The Virginia Supreme Court today ruled that the state's Freedom of Information Act does not bar officials from holding unannounced telephone conference meetings that would be illegal if the officials got together in a group.
The 4-to-3 decision, overturning a lower court ruling, was assailed in a dissenting opinion and by members of news media organizations, the American Civil Liberties Union and legislators who said the majority opinion could allow a flood of secret meetings by telephone.
"Anytime a public body wants to do something controversial, they just have to pick up the telephone and they don't have to give notice," said Judy Goldberg, associate director of the Virginia chapter of the American Civil Liberties Union. "If the decision is carried to its logical conclusion, it could make a mockery of the open meetings section of the FOI act."
"Everytime you have a decision like this, it goes against public accountability and open meetings," said Fairfax County Supervisor Audrey Moore.
"It encourages people to be a little less open."
The court, acting on a 1981 case involving the Roanoke city schools, said the law, which requires that public notice be given before any closed meeting permitted by the law, refers only to physical gatherings of state officials and not so-called teleconferences.

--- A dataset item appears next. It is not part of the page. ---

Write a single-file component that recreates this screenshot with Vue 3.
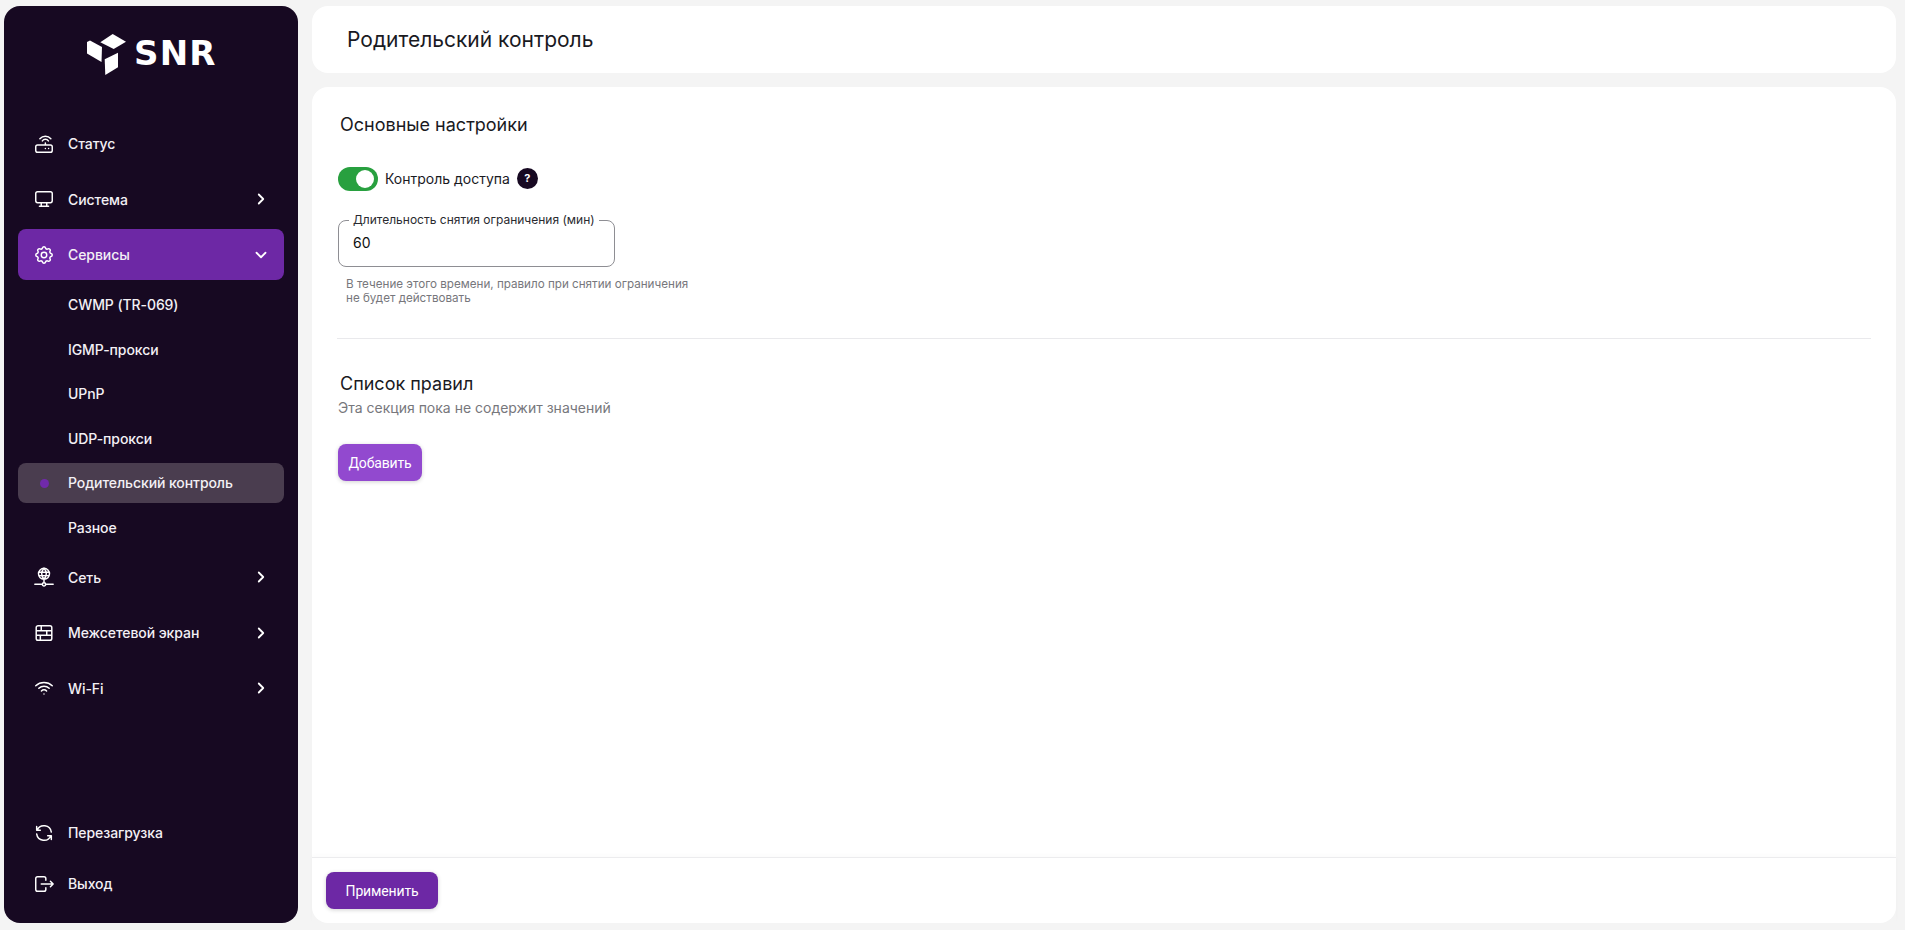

Supreme Court Justice Albertis S. Harrison Jr., writing for the majority, said "there is no common-law right of the public or press to attend the meetings of government bodies" and that "it would be a simple matter for the statute to be amended" if the General Assembly wants to include teleconferences. "It cannot be done by judicial fiat."
Justice Richard H. Poff, in a strongly-worded, three-page dissent, said the majority's opinion was "patently inconsistent" with the information act and said it specifically requires that it be "liberally construed." Poff argued that the "courts should construe statutes . . . in the light most favorable to the people. The majority stands this rule on its head."
Poff said he ruling would allow "any public body so inclined (to) discuss and consider all of its public business, whether covered or exempt by the Act, by teleconference and without prior notice to the public."
Del. Ralph L. (Bill) Axselle (D-Henrico), who chaired a legislative study group that concluded last year that teleconference calls were included under the act, said today that he would introduce legislation in January specifically to include such calls.
"I'm quite frankly shocked at the ruling," Axselle said. "It doesn't make sense."
Some Arlington and Alexandria officials said today that that they had been advised by lawyers that the law did not cover telephone calls and said they had been perplexed by that logic. "We've laughed about it for years because it was all right to have three to five people talking on the phone, but not in the same room," said Arlington County Board Chairman Ellen M. Bozman. "But, that's the vagaries of the law."
Alexandria City Councilman Carlyle Ring said he had objected two years ago to a telephone survey of the council on a proposed state law, but was told his objections were off base because the calls were not covered by the act.
The case before the Virginia court today involved efforts by the Roanoke newspapers to force members of the Roanoke School Board to disclose what they discussed when they held a telephone conference in February, 1981, over the naming of a new school superintendent.
Board chairman James A. Allison said today he made the call to the other six members of the board "because time was short and we needed to make a decision."
The board took no formal action during the call which included a discussion about hiring Frank Tota, a Rochester, N.Y., school official who became superintendent in July that year.
Forrest M. Landon, executive editor of the Roanoke Times & News-World, said his paper sued after learning of the unannounced call. Circuit Court Judge Ernest W. Ballou sided with the newspapers, ruling in March, 1981, that the school board had violated the act by holding an unannounced meeting.
Landon said he doubted the newspaper would appeal today's ruling to the U.S. Supreme Court. "I would hope the General Assembly will plug what four members of the court say is a loophole," he said.
The executive director the Virginia Press Association said the ruling came as a surprise. "I know Virginia publishers were surprised. It's safe to say the press association will support the effort to amend the law," Ray Carlsen said.
In the majority ruling, Harrison said the act specifically defines "meeting" as anytime a government body is "sitting as a body or entity or as an informal assemblage."
He said that "the physical presence of the participants is essential. A telephone conference does not qualify."